Cannes: inquéritos à democracia e à falta dela

Cannes apresentou à entrada deste fim de semana dois filmes que, só por si, justificaram por inteiro a visita ao festival. Comecemos pelo ótimo Dossier 137, com mais um papel fabuloso de Léa Drucker, e a pergunta que o filho menor às tantas coloca à personagem dela: “Mãe, porque é que toda a gente odeia os polícias?”. No novo filme de Dominik Moll (alemão há muito radicado em França), a personagem de Léa, Stéphanie, não é uma polícia qualquer. O trabalho dela é policiar os colegas. Ou seja: investiga casos de abusos e violência exagerada praticados pelas autoridades durante o período que levou para as ruas os denominados “coletes amarelos.” De facto, tantas queixas houve contra a polícia francesa naquela altura que o Ministério do Interior do país criou uma comissão de inquérito para investigar os casos mais graves.
Em que aposta Moll? Numa análise detalhada, cruzando ficção com rigor documental, ao funcionamento da polícia enquanto instituição do Estado. No fundo, o filme acredita que ao dar voz à obstinada Stéphanie, fazendo do dela o nosso ponto de vista, conseguirá testar a democracia e interrogar a hipocrisia de um Estado francês que, nos seus bastidores, defende a repressão policial. Essa repressão teve efeitos: manifestantes amputados, cegos, incapacitados para o resto da vida (como aquele rapaz com grave lesão no crânio causada por uma bala de borracha).
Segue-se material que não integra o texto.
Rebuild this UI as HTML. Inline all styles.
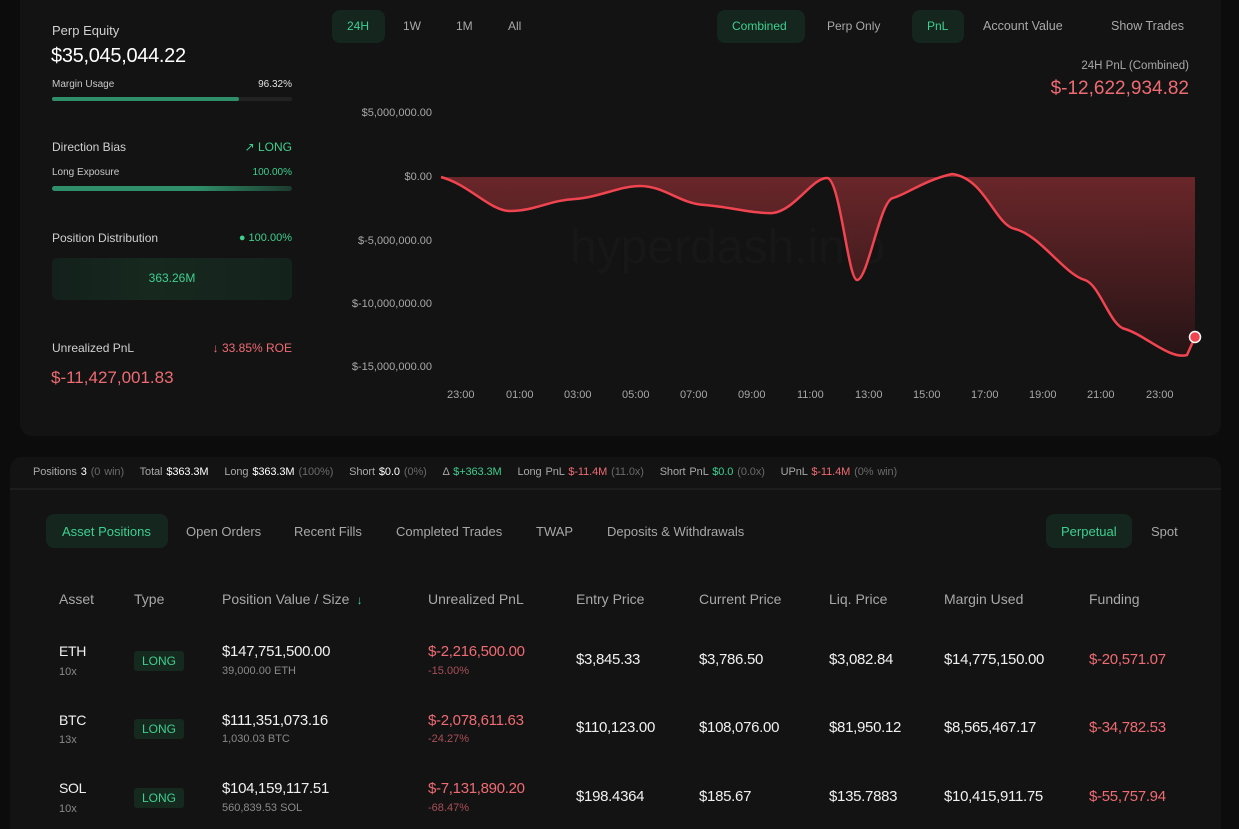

À semelhança do que já acontecera em A Noite do Dia 12, filme anterior de Moll, Dossier 137 segue-se como um thriller político complexo, alimenta um “who dunnit” em que a busca pela verdade corre o risco de redundar numa missão inútil. Já em Eddington, novo filme de Ari Aster depois do penoso Beau is Afraid, o salto qualitativo é notório, com uma farsa sobre o absurdo que vivemos durante a pandemia do Covid. Joaquin Phoenix é o xerife da terreola do Novo México que dá título ao filme, promove-se nas redes sociais com uma preocupante dependência e entra em choque com o presidente da câmara (Pedro Pascal), em parte por recusar-se a usar máscara e cumprir as regras sanitárias a que fomos sujeitos.